To avoid installing dependencies on your machine manually, you can run the job from a docker container, with spark and python libraries already setup. A Dockerfile is included to create this container.

    cd ~/path/to/repo/
    docker build -t spark_container .  # '.' matters
    docker run -it -p 4040:4040 -p 8080:8080 -p 8081:8081 -v /absolute/path/to/pyspark_aws_etl:/mnt/pyspark_aws_etl -v ~/.aws:/root/.aws -h spark spark_container  # remove "-v ~/.aws:/root/.aws" if you don't intend sending jobs to AWS.

It will bring you inside the container's bash terminal, from where you can run the jobs. This docker container is setup to take the repository from your host, so you can write ETL jobs from your host machine and run them from within the container.

Then, you need to run `scripts/setup.sh`, from your host machine or from within the docker container depending on how you prefer to run spark.

To send jobs to AWS cluster, You also need to copy the config file `conf/config.cfg.example`, save it as `conf/config.cfg`, and fill in your AWS setup. You should also have your `~/.aws` folder setup (by `aws` command line) with the corresponding AWS account information and secret keys.

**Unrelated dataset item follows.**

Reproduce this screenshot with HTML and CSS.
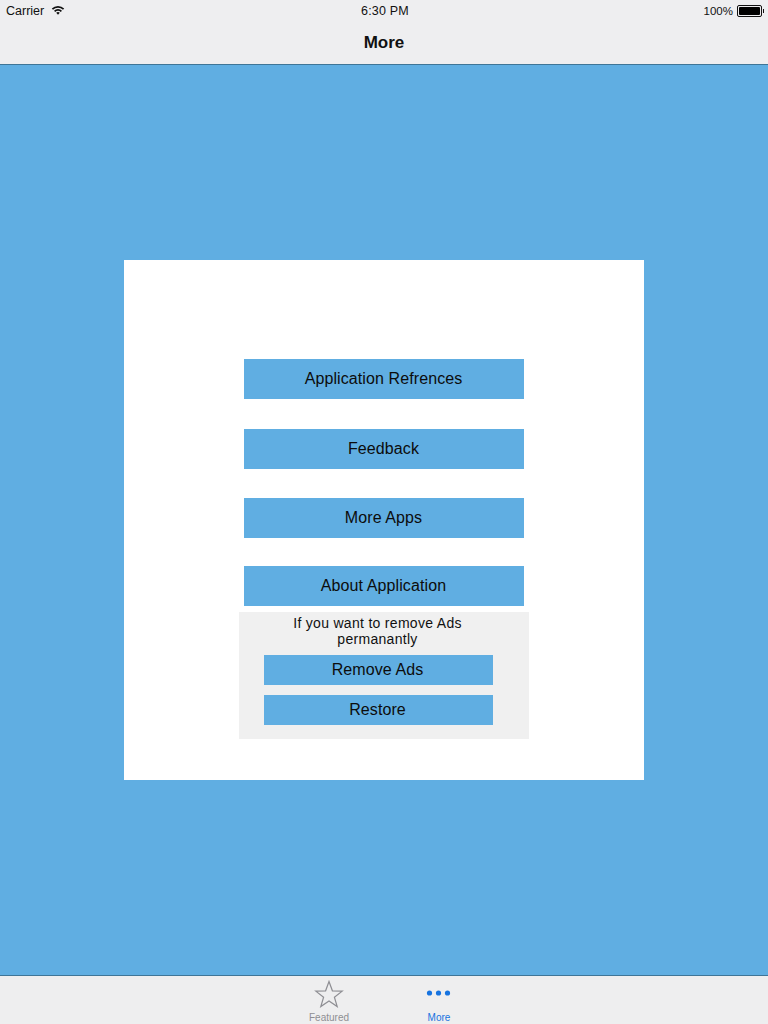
FILE: index.html
```html
<!DOCTYPE html>
<html lang="en">
<head>
    <meta charset="UTF-8">
    <title>More</title>
    <link rel="stylesheet" href="styles.css">
</head>
<body>
    <header class="top-bar">
        <div class="status-bar">
            <div class="status-left">
                <span>Carrier</span>
                <svg class="wifi-icon" width="14" height="10" viewBox="0 0 14 10">
                    <path d="M0.8 3.6 A8.6 8.6 0 0 1 13.2 3.6 L12 4.8 A6.9 6.9 0 0 0 2 4.8 Z" fill="#111"/>
                    <path d="M3 5.7 A5.6 5.6 0 0 1 11 5.7 L9.8 6.9 A3.9 3.9 0 0 0 4.2 6.9 Z" fill="#111"/>
                    <path d="M5.2 7.8 A2.6 2.6 0 0 1 8.8 7.8 L7 9.7 Z" fill="#111"/>
                </svg>
            </div>
            <div class="status-time">6:30 PM</div>
            <div class="status-right">
                <span>100%</span>
                <div class="battery"><div class="battery-fill"></div></div>
                <div class="battery-tip"></div>
            </div>
        </div>
        <div class="nav-title">More</div>
    </header>

    <main class="content">
        <div class="card">
            <button class="menu-btn btn-first">Application Refrences</button>
            <button class="menu-btn btn-second">Feedback</button>
            <button class="menu-btn btn-third">More Apps</button>
            <button class="menu-btn">About Application</button>
            <div class="ads-panel">
                <p class="ads-text">If you want to remove Ads permanantly</p>
                <button class="ads-btn">Remove Ads</button>
                <button class="ads-btn">Restore</button>
            </div>
        </div>
    </main>

    <footer class="tab-bar">
        <div class="tab-item">
            <svg class="tab-icon" width="30" height="28" viewBox="0 0 30 28">
                <path d="M15 1.5 L18.4 10.8 L28.2 11.1 L20.4 17.2 L23.2 26.6 L15 21 L6.8 26.6 L9.6 17.2 L1.8 11.1 L11.6 10.8 Z" fill="none" stroke="#8e8e93" stroke-width="1.2"/>
            </svg>
            <span class="tab-label">Featured</span>
        </div>
        <div class="tab-item tab-active">
            <svg class="tab-icon" width="30" height="28" viewBox="0 0 30 28">
                <circle cx="5.5" cy="13" r="2.6" fill="#1673e0"/>
                <circle cx="14.5" cy="13" r="2.6" fill="#1673e0"/>
                <circle cx="23.5" cy="13" r="2.6" fill="#1673e0"/>
            </svg>
            <span class="tab-label">More</span>
        </div>
    </footer>
</body>
</html>
```

FILE: styles.css
```css
/* Page frame */
body {
    margin: 0;
    height: 1024px;
    overflow: hidden;
    display: flex;
    flex-direction: column;
    background-color: #60aee2;
    color: #0c0c0c;
    font-family: "Liberation Sans", Arial, sans-serif;
}

/* Status bar and nav bar */
.top-bar {
    height: 64px;
    background-color: #eeeef0;
    border-bottom: 1px solid #3f7597;
}
.status-bar {
    height: 21px;
    padding: 0 4px 0 6px;
    display: grid;
    grid-template-columns: 1fr auto 1fr;
    align-items: center;
    font-size: 11.5px;
    color: #111;
}
.status-left {
    display: flex;
    align-items: center;
    gap: 7px;
    font-size: 12.5px;
}
.wifi-icon {
    margin-top: -1px;
}
.status-time {
    font-size: 12.5px;
    letter-spacing: 0.2px;
}
.status-right {
    display: flex;
    align-items: center;
    justify-content: flex-end;
}
.battery {
    width: 21px;
    height: 8px;
    margin-left: 4px;
    padding: 1px;
    border: 1px solid #111;
    border-radius: 2px;
}
.battery-fill {
    height: 100%;
    background-color: #000;
    border-radius: 1px;
}
.battery-tip {
    width: 1px;
    height: 4px;
    margin-left: 1px;
    background-color: #111;
}
.nav-title {
    margin-top: 2px;
    text-align: center;
    font-size: 17px;
    line-height: 40px;
    font-weight: bold;
    color: #111;
}

/* Blue area with the white card */
.content {
    height: 910px;
    display: flex;
    align-items: center;
    justify-content: center;
}
.card {
    width: 520px;
    height: 421px;
    padding-top: 99px;
    background-color: #fff;
    display: flex;
    flex-direction: column;
    align-items: center;
}

/* Buttons */
button {
    display: block;
    border: none;
    padding: 0;
    background-color: #60aee2;
    color: #0c0c0c;
    font-family: inherit;
    font-size: 16px;
    letter-spacing: 0.1px;
}
.menu-btn {
    flex: none;
    width: 280px;
    height: 40px;
    padding-right: 1px;
}
.btn-first {
    margin-bottom: 30px;
}
.btn-second {
    margin-bottom: 29px;
}
.btn-third {
    margin-bottom: 28px;
}

/* Remove ads box */
.ads-panel {
    flex: none;
    box-sizing: border-box;
    width: 290px;
    height: 127px;
    margin-top: 6px;
    padding: 3px 36px 0 25px;
    background-color: #f0f0f0;
}
.ads-text {
    margin: 0 0 8px;
    padding-right: 2px;
    text-align: center;
    font-size: 14px;
    line-height: 16px;
    letter-spacing: 0.3px;
    color: #111;
}
.ads-btn {
    width: 229px;
    height: 30px;
    font-size: 16px;
    margin-bottom: 10px;
    padding-right: 2px;
}

/* Bottom tab bar */
.tab-bar {
    flex: 1;
    border-top: 1px solid #3f7597;
    background-color: #eeeeef;
    display: flex;
    justify-content: center;
    gap: 60px;
}
.tab-item {
    width: 50px;
    display: flex;
    flex-direction: column;
    align-items: center;
    color: #8e8e93;
}
.tab-active {
    color: #1673e0;
}
.tab-icon {
    margin-top: 4px;
    flex: none;
}
.tab-label {
    font-size: 10px;
    line-height: 12px;
    margin-top: 4px;
}
```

If you want to run the example jobs, then you need to run `scripts/setup_examples.sh`, again from your host machine or from within the docker container. It will download some small input dataset to your computer and push it to amazon S3 storage. Note that it involves creating a bucket on your S3 account manually and setting its name at the top of `scripts/setup_examples.sh`.

## Potential improvements

 * more unit-testing
 * integration with scheduling tools (oozie...)
 * automatic pulling/pushing data from s3 to local (sampled) for local development
 * easier reconciliation
 * more testing with large datasets and complex dependencies
 * ...

Lots of room for improvement. Contributions welcome.